This guide is written for working prosecutors and the staff who support them. It covers the three foundational cases every line prosecutor should be able to recite, what counts as Brady material when most evidence is now digital, the affirmative duty to learn under Kyles, the timing problem that produces most ethics complaints, and how modern offices track Brady compliance without burying line attorneys in manual review.

What Is Brady Disclosure?

Brady disclosure is the constitutional obligation of prosecutors to turn over evidence favorable to the defense, when that evidence is material to guilt or punishment. The rule comes from Brady v. Maryland, 373 U.S. 83 (1963), in which the Supreme Court held that suppression of favorable, material evidence violates due process under the Fourteenth Amendment, regardless of whether the prosecutor acted in good faith.

The doctrine has been refined repeatedly since 1963, but the core duty has not. Prosecutors must disclose. The defense does not have to ask. Good faith does not excuse non-disclosure. The remedy can be a new trial, a reversed conviction, or in serious cases, dismissal and ethics sanctions. The full rule is summarized on the Cornell Legal Information Institute's Brady rule page.

Brady, Giglio, and Kyles: The Three Obligations Every Prosecutor Carries

Three Supreme Court cases together define the modern prosecutor's disclosure duty. Every line prosecutor should be able to explain all three.

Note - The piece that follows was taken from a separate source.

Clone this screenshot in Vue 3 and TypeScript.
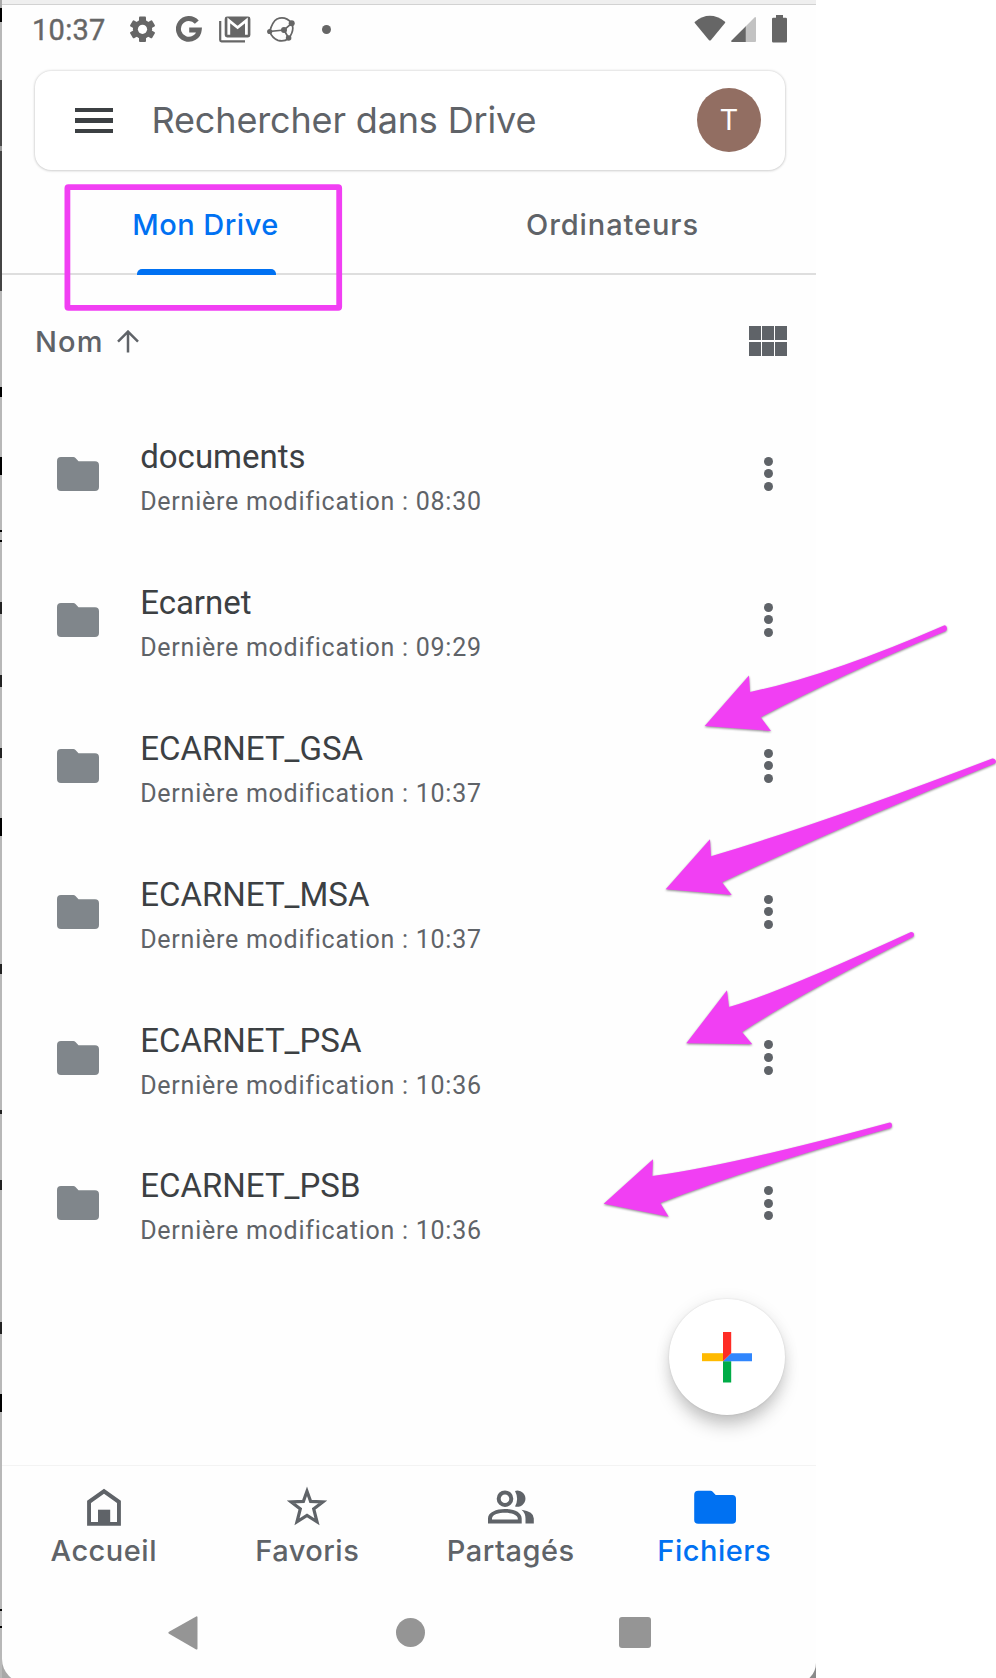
<script setup lang="ts">
interface DriveFolder {
  name: string
  time: string
}

interface Arrow {
  id: string
  path: string
}

const folders: DriveFolder[] = [
  { name: 'documents', time: '08:30' },
  { name: 'Ecarnet', time: '09:29' },
  { name: 'ECARNET_GSA', time: '10:37' },
  { name: 'ECARNET_MSA', time: '10:37' },
  { name: 'ECARNET_PSA', time: '10:36' },
  { name: 'ECARNET_PSB', time: '10:36' },
]

const arrows: Arrow[] = [
  { id: 'gsa', path: 'M704.7 726 L749 675.5 L750 692 Q830 675 944 625.4 Q946.5 625 947 628 Q947 630 946 631 Q840 675 760.7 717.3 L771 731 Z' },
  { id: 'msa', path: 'M665.7 889.3 L710 839.3 L711 856.3 Q827 821.7 992.3 758.5 Q995 758 996 761 Q996 763 994.7 763.5 Q853 821 722 882.3 L731.7 895 Z' },
  { id: 'psa', path: 'M686.3 1043.3 L727 990.3 L729 1007 Q777 993.5 911 932 Q914 932 914 934.7 Q914 936.5 912.7 937 Q803 992 742 1032 L752.3 1044.3 Z' },
  { id: 'psb', path: 'M603.7 1203.7 L653 1159.3 L652.3 1176 Q733 1165 889.7 1122.4 Q892 1122.5 892 1125.3 Q892 1127.5 890.7 1128 Q750 1168 660.3 1203 L668.7 1216.7 Z' },
]
</script>

<template>
  <div class="page">
    <div class="desktop">
      <div class="edge"></div>
      <main class="phone">
        <div class="window-bar"></div>

        <header class="status">
          <span class="clock">10:37</span>
          <svg class="gear" viewBox="0 0 25 27">
            <g fill="#666">
              <circle cx="12.5" cy="13.3" r="9.6" />
              <rect v-for="a in [0, 60, 120]" :key="a" x="9" y="0.6" width="7" height="25.4" rx="1" :transform="`rotate(${a} 12.5 13.3)`" />
            </g>
            <circle cx="12.5" cy="13.3" r="4.6" fill="#fff" />
          </svg>
          <svg class="google" viewBox="0 0 26 27">
            <path d="M20.8 6.2 A10.4 10.4 0 1 0 23.2 13.9 H13.2" fill="none" stroke="#666" stroke-width="5" />
          </svg>
          <svg class="gmail" viewBox="0 0 32 27">
            <path d="M1.2 5 V24 Q1.2 25.3 2.5 25.3 H26" fill="none" stroke="#666" stroke-width="2.2" />
            <rect x="5.7" y="0.6" width="25.7" height="20.8" rx="2.4" fill="#666" />
            <path d="M9.8 18.8 V4.5 L18.6 11.5 L27.4 4.5 V18.8" fill="none" stroke="#fff" stroke-width="2.8" />
          </svg>
          <svg class="ball" viewBox="0 0 28 27">
            <g fill="none" stroke="#666" stroke-width="1.7">
              <path d="M2.7 15.5 Q5.5 5.5 10 3 Q18 -0.5 24.7 7 Q28 14 21.6 22.5 Q17 26 11 24.4 Q5 22 2.7 15.5 L17 14 L24.7 7.3 M17 14 L21.6 22" />
            </g>
            <g fill="#666">
              <circle cx="2.7" cy="15.5" r="2.6" />
              <circle cx="17" cy="14" r="3" />
              <circle cx="24.7" cy="7.3" r="3" />
              <circle cx="21.6" cy="22" r="2.8" />
            </g>
          </svg>
          <span class="more-dot"></span>
          <svg class="wifi" viewBox="0 0 32 26">
            <path d="M1 6.7 Q15.8 -5.2 31 6.7 Q31.5 7.3 31 8 L17 25 Q15.9 26 14.8 25 L0.8 8 Q0.3 7.3 1 6.7Z" fill="#666" />
          </svg>
          <svg class="signal" viewBox="0 0 25 25">
            <path d="M24 0 Q25 0 25 1 V24 Q25 25 24 25 H14.6 V9.4Z" fill="#c2c2c2" />
            <path d="M14.8 9.2 V25 H1 Q-0.4 24.4 0.5 23.5Z" fill="#666" />
          </svg>
          <svg class="battery" viewBox="0 0 15 28">
            <path d="M4 0 H11 V2.7 H13.8 Q15 2.7 15 4 V26.3 Q15 27.5 13.8 27.5 H1.2 Q0 27.5 0 26.3 V4 Q0 2.7 1.2 2.7 H4Z" fill="#666" />
          </svg>
        </header>

        <div class="search">
          <div class="menu"><i></i><i></i><i></i></div>
          <span class="placeholder">Rechercher dans Drive</span>
          <span class="avatar">T</span>
        </div>

        <nav class="tabs">
          <div class="tab active"><span>Mon Drive</span></div>
          <div class="tab wide"><span>Ordinateurs</span></div>
        </nav>

        <div class="sort">
          <span class="sort-name">Nom</span>
          <svg class="sort-arrow" viewBox="0 0 22 23">
            <path d="M11 22.5 V2 M1 11.6 L11 1.6 L21 11.6" fill="none" stroke="#5f6368" stroke-width="2.5" />
          </svg>
          <div class="grid-icon"><i v-for="n in 6" :key="n"></i></div>
        </div>

        <ul class="files">
          <li v-for="f in folders" :key="f.name" class="file">
            <svg class="folder" viewBox="0 0 42 34">
              <path d="M4 0 H16.3 Q17.6 0 18.5 1 L21.5 4.2 H38 Q42 4.2 42 8.2 V30 Q42 34 38 34 H4 Q0 34 0 30 V4 Q0 0 4 0Z" fill="#80868b" />
            </svg>
            <div class="file-text">
              <div class="file-name">{{ f.name }}</div>
              <div class="file-date">Dernière modification : {{ f.time }}</div>
            </div>
            <div class="dots"><i></i><i></i><i></i></div>
          </li>
        </ul>

        <div class="fab-row">
          <div class="fab">
            <svg viewBox="0 0 50 51">
              <path d="M0 21.2 H21 V29.2 H0Z" fill="#ffba00" />
              <path d="M21 29.2 H29.2 V50.5 H21Z" fill="#00ac47" />
              <path d="M21 29.2 L29.2 21.2 H50 V29.2Z" fill="#3086fd" />
              <path d="M21 0 H29.2 V21.2 L21 29.2Z" fill="#fe2c25" />
            </svg>
          </div>
        </div>

        <nav class="bottom">
          <div class="item">
            <svg viewBox="0 0 48 42">
              <path fill-rule="evenodd" d="M24 3.7 L40.9 15.7 V40.8 H7.1 V15.7Z M24 8.7 L11 18 V36.9 H37 V18Z" fill="#5f6368" />
              <path d="M18 24.7 H30.2 V39 H18Z" fill="#5f6368" />
            </svg>
            <span>Accueil</span>
          </div>
          <div class="item">
            <svg viewBox="0 0 48 42">
              <path d="M24 6.3 L27.6 16.4 L39.8 16.9 L30.7 23.9 L34 36.8 L24 30.4 L14 36.8 L17.3 23.9 L8.2 16.9 L20.4 16.4Z" fill="none" stroke="#5f6368" stroke-width="3.2" />
            </svg>
            <span>Favoris</span>
          </div>
          <div class="item">
            <svg viewBox="0 0 48 42">
              <circle cx="18" cy="13.7" r="6.3" fill="none" stroke="#5f6368" stroke-width="4" />
              <path d="M28 5.9 A8.1 8.1 0 1 1 28 21.4 Q32.2 13.7 28 5.9Z" fill="#5f6368" />
              <path fill-rule="evenodd" d="M1 38.5 V33.5 C1 20.8 34.7 20.8 34.7 33.5 V38.5Z M5 34.6 H30.8 V33.2 C30 26 6 26 5 33.2Z" fill="#5f6368" />
              <path d="M34.5 24.8 Q46.8 26.5 46.8 33.5 V38.5 H38.5 V33.5 Q38.5 28.2 34.5 24.8Z" fill="#5f6368" />
            </svg>
            <span>Partagés</span>
          </div>
          <div class="item selected">
            <svg viewBox="0 0 48 42">
              <path transform="translate(4.2 5.7)" d="M4 0 H16.3 Q17.6 0 18.5 1 L21.5 4.2 H38 Q41.8 4.2 41.8 8 V29.2 Q41.8 33 38 33 H4 Q0 33 0 29.2 V4 Q0 0 4 0Z" fill="#0071f2" />
            </svg>
            <span>Fichiers</span>
          </div>
        </nav>

        <div class="system">
          <svg class="back" viewBox="0 0 30 34">
            <path d="M28.2 0.4 Q29.5 0 29.5 1.5 V32.5 Q29.5 34 28.2 33.4 L1 17.8 Q-0.3 16.8 1 15.8Z" fill="#959595" />
          </svg>
          <span class="home"></span>
          <span class="recent"></span>
        </div>
      </main>
    </div>

    <svg class="annotations" viewBox="0 0 996 1678">
      <rect x="67.4" y="187.2" width="271.8" height="120.6" rx="1" fill="none" stroke="#f13ff3" stroke-width="5.8" />
      <path v-for="a in arrows" :key="a.id" class="arrow" :d="a.path" />
    </svg>
  </div>
</template>

<style>
body {
  margin: 0;
  background: #fff;
}
</style>

<style scoped>
.page {
  position: relative;
  width: 996px;
  height: 1678px;
  overflow: hidden;
  background: #fff;
  font-family: Inter, Roboto, sans-serif;
  color: #5f6368;
}
.desktop {
  display: flex;
  width: 816px;
  height: 1684px;
  background: linear-gradient(90deg, #a8a8a8, #8a8a8a);
}
.edge {
  flex: none;
  width: 2px;
  background: linear-gradient(
    #aaa 0 8px, #000 8px 22px, #b8b8b8 22px 80px, #4a4a4a 80px 146px, #999 146px 151px, #444 151px 291px,
    #b8b8b8 291px 387px, #000 387px 397px, #b8b8b8 397px 457px, #000 457px 475px, #b8b8b8 475px 530px,
    #000 530px 532px, #b8b8b8 532px 540px, #000 540px 542px, #b8b8b8 542px 602px, #222 602px 614px,
    #b8b8b8 614px 675px, #222 675px 687px, #b8b8b8 687px 748px, #222 748px 758px, #b8b8b8 758px 818px,
    #000 818px 836px, #b8b8b8 836px 964px, #222 964px 974px, #b8b8b8 974px 1110px, #222 1110px 1114px,
    #b8b8b8 1114px 1180px, #222 1180px 1190px, #b8b8b8 1190px 1322px, #222 1322px 1334px, #b8b8b8 1334px 1394px,
    #000 1394px 1412px, #b8b8b8 1412px 1609px, #000 1609px 1611px, #b8b8b8 1611px 1626px, #000 1626px 1628px,
    #b8b8b8 1628px
  );
}
.phone {
  display: flex;
  flex-direction: column;
  width: 814px;
  height: 1683px;
  overflow: hidden;
  border-radius: 0 0 20px 24px;
  background: #fefefe;
}
.window-bar {
  flex: none;
  height: 4px;
  background: #efefef;
  border-bottom: 1px solid #d2d2d2;
}
.status {
  flex: none;
  display: flex;
  align-items: center;
  height: 48px;
  padding-left: 30px;
}
.clock {
  width: 98px;
  padding-top: 2px;
  font: 400 29px/46px Roboto, sans-serif;
  color: #666;
  letter-spacing: 0.3px;
  -webkit-text-stroke: 0.4px #666;
}
.gear { width: 25px; height: 27px; margin-right: 21px; }
.google { width: 26px; height: 27px; margin-right: 17px; }
.gmail { width: 32px; height: 27px; margin-right: 16px; }
.ball { width: 28px; height: 27px; margin-right: 27px; }
.more-dot { width: 9px; height: 9px; border-radius: 50%; background: #666; }
.wifi { width: 32px; height: 26px; margin: 0 5px 2px auto; }
.signal { width: 25px; height: 25px; margin-right: 16px; }
.battery { width: 15px; height: 28px; margin-right: 29px; }

.search {
  flex: none;
  display: flex;
  align-items: center;
  width: 750px;
  height: 99px;
  margin: 18px 0 0 33px;
  border-radius: 16px;
  background: #fff;
  box-shadow: 0 0 3px rgba(0, 0, 0, 0.2), 0 1px 3px rgba(0, 0, 0, 0.1);
}
.menu {
  display: flex;
  flex-direction: column;
  gap: 6.5px;
  width: 38px;
  margin-left: 39.5px;
}
.menu i { height: 4.2px; background: #3c4043; }
.placeholder {
  flex: 1;
  margin: 0 0 2px 39px;
  font-size: 36px;
  line-height: 48px;
  letter-spacing: -0.15px;
  white-space: nowrap;
}
.avatar {
  width: 64px;
  height: 64px;
  margin: 0 24px 1px 0;
  border-radius: 50%;
  background: #926e62;
  color: #fff;
  font: 400 29px/64px Roboto, sans-serif;
  text-align: center;
}

.tabs {
  flex: none;
  display: flex;
  height: 103px;
  border-bottom: 2px solid #dedede;
}
.tab {
  flex: 1;
  font-size: 29px;
  font-weight: 500;
  line-height: 40px;
  letter-spacing: 0.5px;
  text-align: center;
  padding-top: 35px;
  white-space: nowrap;
}
.tab.wide { letter-spacing: 0.9px; }
.tab.active {
  display: flex;
  flex-direction: column;
  align-items: center;
  color: #0071f2;
}
.tab.active::after {
  content: '';
  width: 139px;
  height: 6px;
  margin: 24px 0 0 1px;
  border-radius: 5px 5px 0 0;
  background: #0071f2;
  flex: none;
}

.sort {
  flex: none;
  display: flex;
  align-items: center;
  height: 132px;
  margin-bottom: -6px;
  padding: 0 29px 0 33px;
}
.sort-name {
  width: 82px;
  font-size: 29px;
  font-weight: 500;
  letter-spacing: 1.1px;
}
.sort-arrow { width: 22px; height: 23px; }
.grid-icon {
  display: grid;
  grid-template-columns: repeat(3, 11.6px);
  grid-template-rows: repeat(2, 14px);
  gap: 1.6px;
  margin-left: auto;
}
.grid-icon i { background: #5f6368; }

.files {
  flex: none;
  margin: 0;
  padding: 0;
  list-style: none;
}
.file {
  display: flex;
  align-items: center;
  height: 145.9px;
  padding: 0 43.5px 0 54.5px;
}
.folder { width: 42px; height: 34px; }
.file-text {
  flex: 1;
  margin-left: 41.7px;
  font-family: Roboto, sans-serif;
}
.file-name {
  margin-top: 10px;
  font-size: 33px;
  line-height: 45px;
  color: #3c4043;
}
.file-date {
  font-size: 25px;
  line-height: 45px;
  letter-spacing: 0.75px;
  white-space: nowrap;
}
.dots {
  display: flex;
  flex-direction: column;
  gap: 3.6px;
  width: 9px;
}
.dots i {
  width: 9px;
  height: 9px;
  border-radius: 50%;
  background: #5f6368;
}

.fab-row {
  flex: 1;
  display: flex;
  justify-content: flex-end;
  padding: 16px 31px 0 0;
}
.fab {
  display: flex;
  align-items: center;
  justify-content: center;
  width: 116px;
  height: 116px;
  margin-top: 7px;
  border-radius: 50%;
  background: #fff;
  box-shadow: 0 13px 18px -3px rgba(0, 0, 0, 0.22), 0 1px 16px rgba(0, 0, 0, 0.08), 0 0 2px rgba(0, 0, 0, 0.12);
}
.fab svg { width: 50px; height: 51px; }

.bottom {
  flex: none;
  display: flex;
  height: 97px;
  border-top: 1px solid #f3f3f3;
  padding-top: 19px;
}
.item {
  flex: 1;
  display: flex;
  flex-direction: column;
  align-items: center;
  font-size: 29px;
  font-weight: 500;
  line-height: 40px;
  letter-spacing: 0.5px;
}
.item svg { width: 48px; height: 42px; margin-bottom: 4px; }
.selected { color: #0071f2; }

.system {
  flex: none;
  display: flex;
  align-items: center;
  height: 101px;
}
.back { width: 30px; height: 34px; margin-left: 166px; }
.home {
  width: 29.5px;
  height: 29.5px;
  margin-left: 197.5px;
  border-radius: 50%;
  background: #959595;
}
.recent {
  width: 31.5px;
  height: 31px;
  margin-left: 194px;
  border-radius: 3px;
  background: #959595;
}

.annotations {
  position: absolute;
  left: 0;
  top: 0;
  width: 996px;
  height: 1678px;
  pointer-events: none;
}
.arrow {
  fill: #f13ff3;
  filter: drop-shadow(0 1.5px 1.2px rgba(0, 0, 0, 0.45));
}
</style>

Brady v. Maryland (1963) establishes the core rule. Evidence favorable to the accused that is material to guilt or punishment must be disclosed. Material means there is a reasonable probability that disclosure would have changed the outcome of the trial.

Giglio v. United States, 405 U.S. 150 (1972) extends Brady to impeachment evidence. If the prosecution's witness has a credibility problem, including a deal for testimony, prior inconsistent statements, a history of dishonesty, or a sustained internal affairs finding, that information must be disclosed. Giglio is the case that produces "Brady cops" and Brady lists, because police officer credibility issues fall squarely within its reach.

Kyles v. Whitley, 514 U.S. 419 (1995) establishes the affirmative duty to learn. The prosecutor's obligation extends to favorable evidence "known to the others acting on the government's behalf in the case, including the police." A prosecutor cannot avoid disclosure by remaining ignorant of what the investigating agency holds. Kyles is the case that makes Brady an organizational problem, not just a courtroom one. The DOJ's Justice Manual section 9-5.000 walks federal prosecutors through how this affirmative duty is operationalized at the federal level.

What Counts as Brady Material in 2026

The categories have expanded as evidence has gone digital. A modern prosecutor's Brady review covers:

Exculpatory evidence proper. Witness statements that contradict the prosecution's narrative. Surveillance footage that places the defendant elsewhere. Forensic results that fail to inculpate. Confessions or admissions by third parties. None of this is new.

Impeachment material on government witnesses. Plea deals, immunity agreements, prior inconsistent statements, prior convictions, and pending charges of any prosecution witness, civilian or law enforcement.

Officer credibility evidence. Sustained findings of dishonesty, falsification, evidence handling violations, biased policing, or excessive force. Some jurisdictions also disclose pending investigations, mental health and substance abuse issues that affect perception or recall, and certain performance review findings.

Digital evidence that contradicts the report. This is the category where modern Brady analysis is hardest. Body camera footage that contradicts the officer's written report. Dashcam audio that captures something different from what was charged. Dispatch recordings that show a different timeline. Interview room video where the suspect's statement was less unambiguous than the report suggests. These are not edge cases. In an office handling hundreds of cases a year, they appear constantly, and they are easy to miss because nobody reviews every minute of every recording.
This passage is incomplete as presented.